Practice these programming examples to internalize these concepts.

5. Multiplication and Division

Like addition and subtraction, multiplication and division will look very similar to how they do in mathematics. The sign we'll use in Python for multiplication is * and the sign we'll use for division is /.

Here's an example of doing multiplication in Python with two float values:

k = 100.1
l = 10.1
print(k * l)


Output:

1011.0099999999999

When you divide in Python 3, your quotient will always be returned as a float, even if you use two integers:

m = 80
n = 5
print(m / n)


Output:

16.0

This is one of the major changes between Python 2 and Python 3. Python 3's approach provides a fractional answer so that when you use / to divide 11 by 2 the quotient of 5.5 will be returned. In Python 2 the quotient returned for the expression 11 / 2 is 5.

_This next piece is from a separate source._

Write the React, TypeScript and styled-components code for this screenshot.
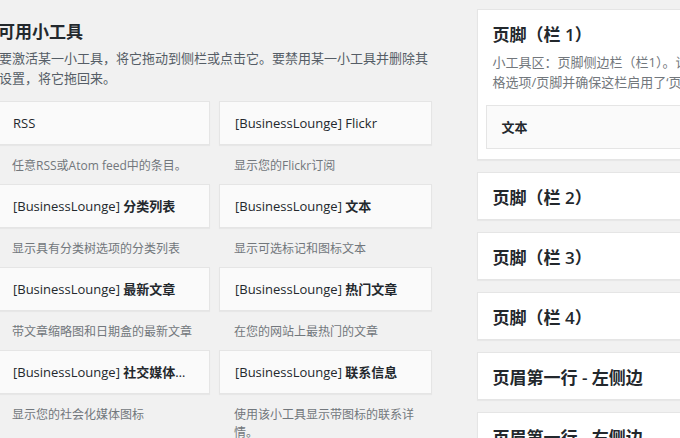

Python 2's / operator performs floor division, where for the quotient x the number returned is the largest integer less than or equal to x. If you run the above example of print(80 / 5) with Python 2 instead of Python 3, you'll receive 16 as the output without the decimal place.

In Python 3, you can use // to perform floor division. The expression 100 // 40 will return the value of 2. Floor division is useful when you need a quotient to be in whole numbers.